Kathryn Yusoff offers an interesting and eye-opening perspective in her book “A Billion Black Anthropocenes or None.” She argues that the field of geology erases its history of racism by normalizing the historical mistreatment of minority groups. Particularly, the framing of the Anthropocene epoch as a “‘new’ condition that forgets its histories of oppression and dispossession” serves to further this historical erasure (Yusoff 15). The term “Anthropocene” itself, the root of which is “Anthropos” or “human” implies that all humans are at fault. This framing of the issue both “fails to name the masters of broken earths” and “fails to grabble with the inheritance of violent dispossession of indigenous land” (Yusoff 13). Yusoff claims that this nomenclature “neatly erases histories of racism that were incubated through the regulatory structure of geologic relations” (Yusoff 14). By framing the Anthropocene as a “human” issue, geologists fail to acknowledge the historical racism that is inseparable from the issue.

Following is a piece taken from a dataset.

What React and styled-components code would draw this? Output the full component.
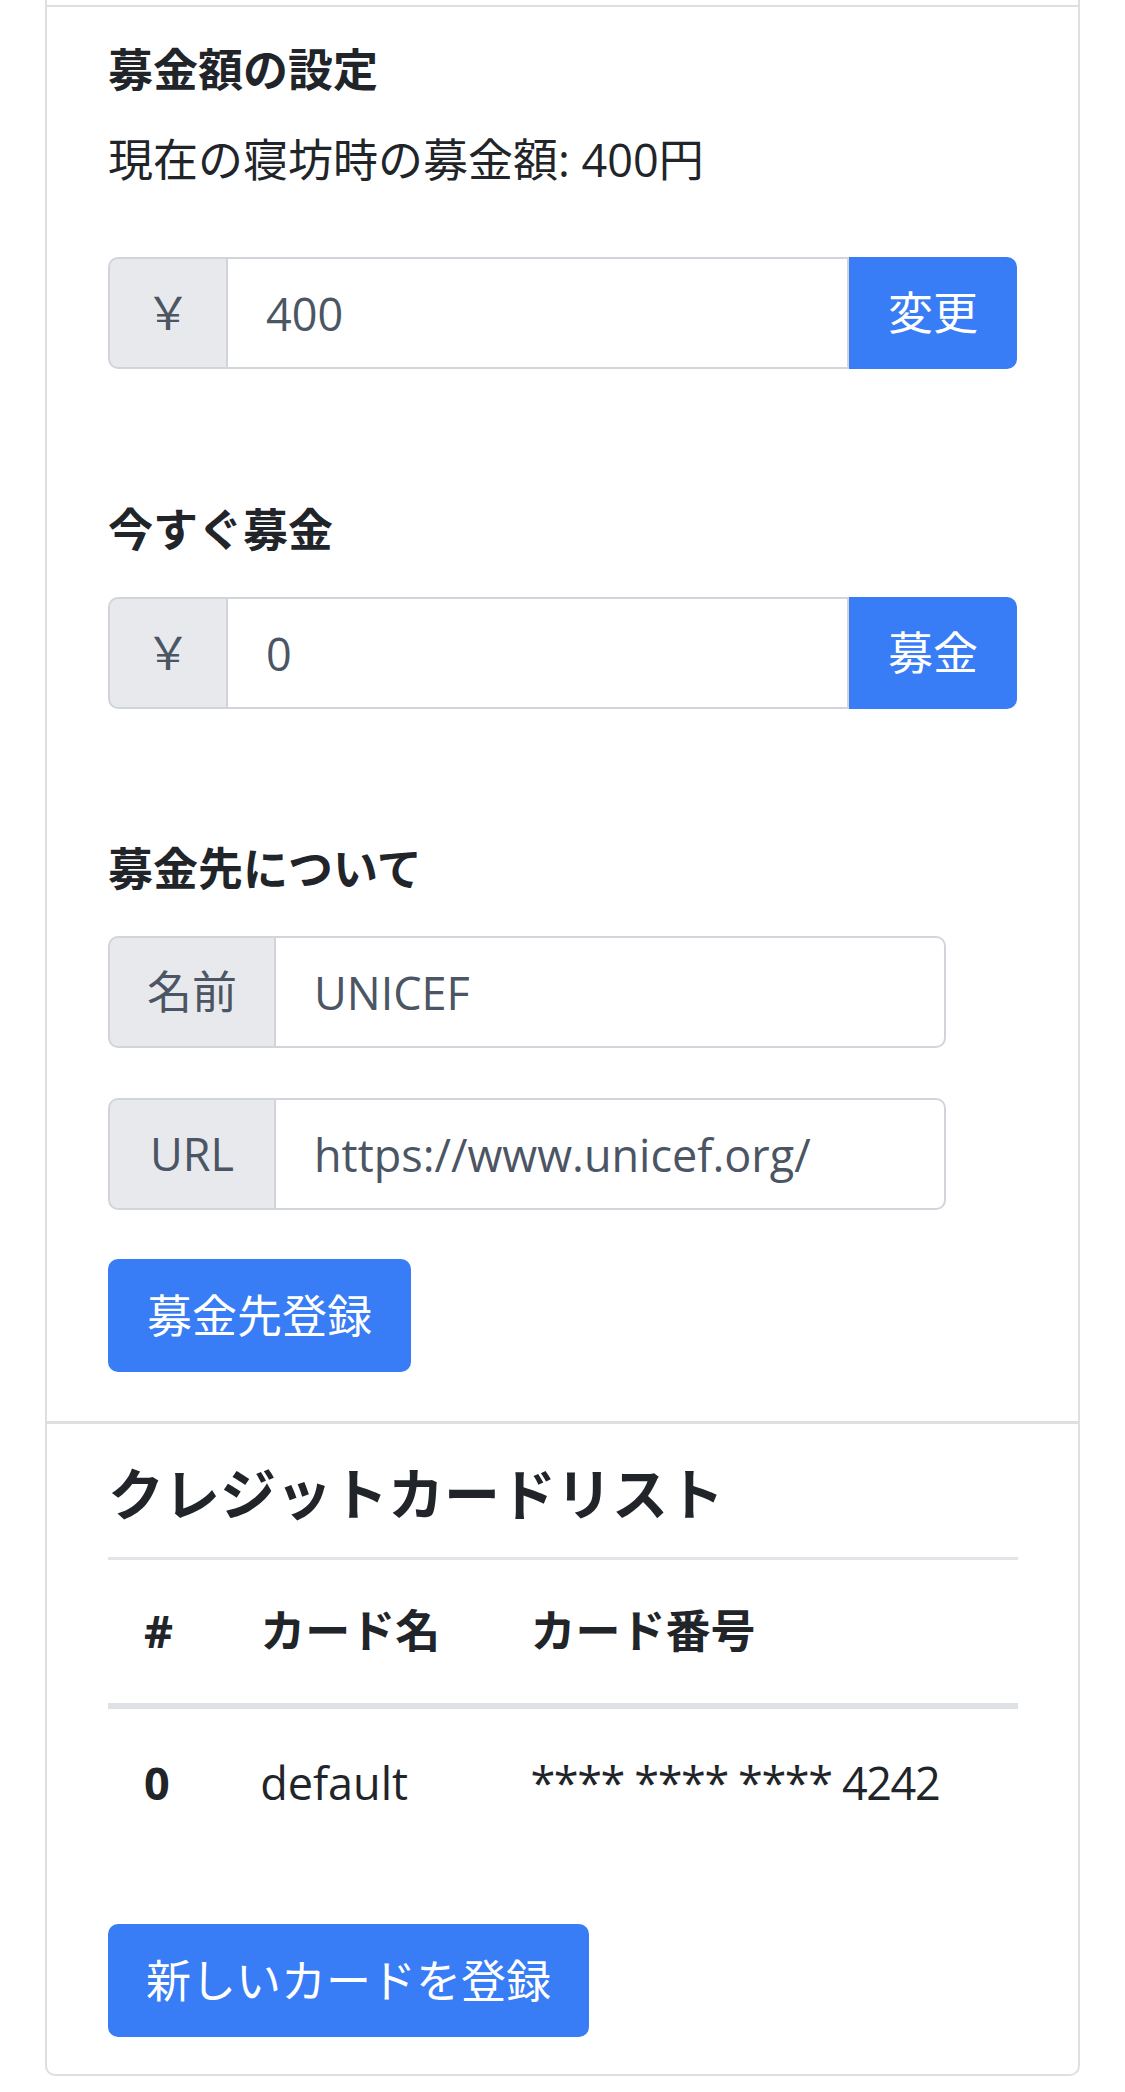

Furthermore, Yusoff argues that the aforementioned historical racism is inseparable from the climate crisis. She claims that the cultural notion of separateness from our environment that now fuels the climate crisis was born of the incorrect separation of “human” and “inhuman”, which began when slaves were labeled as inhuman to justify them being treated as such (Yusoff 16).
She claims that we cannot move forward in facing the climate crisis without acknowledging the reality of its history. While some may feel that her ideas are too esoteric to be useful in the face of the impending emergency at hand, I feel that it’s not only possible but important to acknowledge the past while simultaneously facing the issue of the present. What matters currently is that we, as humans, are faced with a common problem–whether it was caused by all humans or just some. Working together to solve it requires facing the harsh reality of where we are and how we arrived there. Only then can we move beyond the issues of the past and look to the future.